Raincloud plots are a relatively recent and effective addition to the data visualisation toolkit comprising three parts:
1) distributions as density (half-violin plot);
2) summary statistics (box plot) and
3) raw data points (scatter).
They provide statistical inference at a glance as can be done with boxplots but are less likely to obscure multi-modal distributions or patterns and outliers in data.
Raincloud plots are not available natively in Power BI nor, as far as I can tell, are they available via AppSource. I’m not set up to use R or Python, so I took to Deneb to try my hand at them.
I’d been casually tapping away at the plots over the course of a few weeks, trying out various forms using concat to join the separate graphs and DAX RAND() function to create jittered scatter:

I hadn’t reached anything I was satisfied with until I saw Daniel March-Patrick’s own creation that absolutely blew my socks off!

He had kindly posted a template on GitHub which I borrowed and eagerly played around with.
Given I only had three populations to compare, I wanted to overlay the density plots rather than stack them as I had been doing.

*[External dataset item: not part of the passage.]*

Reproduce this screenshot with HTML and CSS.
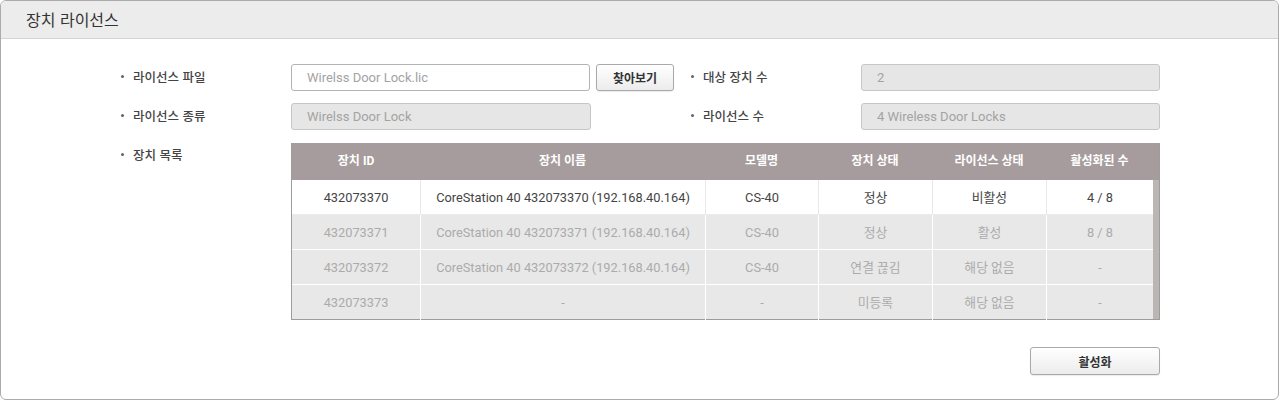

So I leveraged the template to create the following:

Specification:
{
"data": {"name": "dataset"},
"bounds": "flush",
"spacing": 15,
"vconcat": [
{
"height": 65,
"width": 400,
"mark": {
"type": "area",
"opacity": 0.7
},
"transform": [
{
"density": "flipper_length_mm",
"groupby": ["species"]
}
],
"encoding": {
"x": {
"field": "value",
"type": "quantitative",
"scale": {
"domain": [170, 230]
},
"axis": false,
"title": ""
},
"y": {
"field": "density",
"type": "quantitative"
},
"color": {
"field": "species",
"type": "nominal"
}
}
},
{
"facet": {
"row": {"field": "species"}
},
"transform": [
{
"calculate": "random()",
"as": "Jitter"
}
],
"spec": {
"resolve": {
"scale": {"y": "independent"}
},
"height": 10,
"width": 400,
"layer": [
{"mark": {"type": "boxplot"}},
{
"mark": {
"type": "point",
"tooltip": true
},
"encoding": {
"y": {
"field": "Jitter",
"type": "quantitative",
"scale": {
"range": [35, 15]
}
}
}
}
],
"encoding": {
"x": {
"field": "flipper_length_mm",
"type": "quantitative",
"axis": {"title": ""},
"scale": {
"domain": [170, 230]
}
},
"color": {
"field": "species",
"type": "nominal"
}
}
}
}
]
}
Config:
{
"padding": 0,
"view": {"stroke": "transparent"},
"facet": {"spacing": 2},
"header": {
"title": null,
"labelColor": "white"
},
"font": "Segoe UI",
"area": {
"color": "#eaeaea",
"interpolate": "cardinal",
"stroke": "white"
},
"point": {
"size": 10,
"opacity": 0.5,
"color": "#eaeaea",
"stroke": "white",
"strokeWidth": 0.25,
"filled": true
},
"axis": {
"domain": false,
"grid": false,
"labelFontSize": 12,
"ticks": false,
"tickCount": 5,
"titleFontSize": 12,
"titleFontWeight": 400,
"titleColor": "#605E5C",
"offset": 10
},
"boxplot": {
"size": 10,
"outliers": false,
"box": {
"color": "#eaeaea",
"stroke": "white",
"strokeWidth": 1
},
"rule": {"stroke": "black"},
"median": {"color": "white"}
},
"axisY": {"disable": true},
"legend": {"title": null}
}
And then added population labels using a similar technique here:

Beauty!
I am one happy lassie 🙂
Tweaking the plots
According to the Vega-Lite documentation, the bandwidth (standard deviation) of the kernel is automatically estimated. In the case that the distribution appears oversmoothed the bandwidth can be adjusted as demonstrated below:

Specifying the extent determines whether the tails of the density distribution are clamped at min/max values. Here I set the bandwidth and adjusted the extent to [170 , 240]:

{
"density": "flipper_length_mm",
"groupby": ["species"],
"bandwidth":3,
"extent": [170, 240]
}
Hi,
This is a general question for you about Deneb. From what you know of it, can it be used to create a 3d visual much like a 3d scatterplot that can be done in R. I have visualized some x,y,z data in a custom R/HTML visual already (as shown here: https://www.youtube.com/watch?v=Ax-jgwnolNI) but I want something more.
And I am wondering if Deneb would be the tool to use. You are on the bleeding edge of use from what I can tell and am curious about your opinion.
thx,
wes
Have you looked at Microsoft Sanddance?
This is based off Vega (you can edit the Vega spec) and uses a 3D renderer (rather than SVG or canvas).
Info here:
https://cloudblogs.microsoft.com/opensource/2019/10/10/microsoft-open-sources-sanddance-visual-data-exploration-tool/
AppSource here:
https://appsource.microsoft.com/en-us/product/power-bi-visuals/wa200000430?tab=overview
There’s also a new plotly visual in AppSource that might do the trick
This is great! Any chance you could share with us a json for import?
https://kerrykolosko.com/portfolio/raincloud-labelled/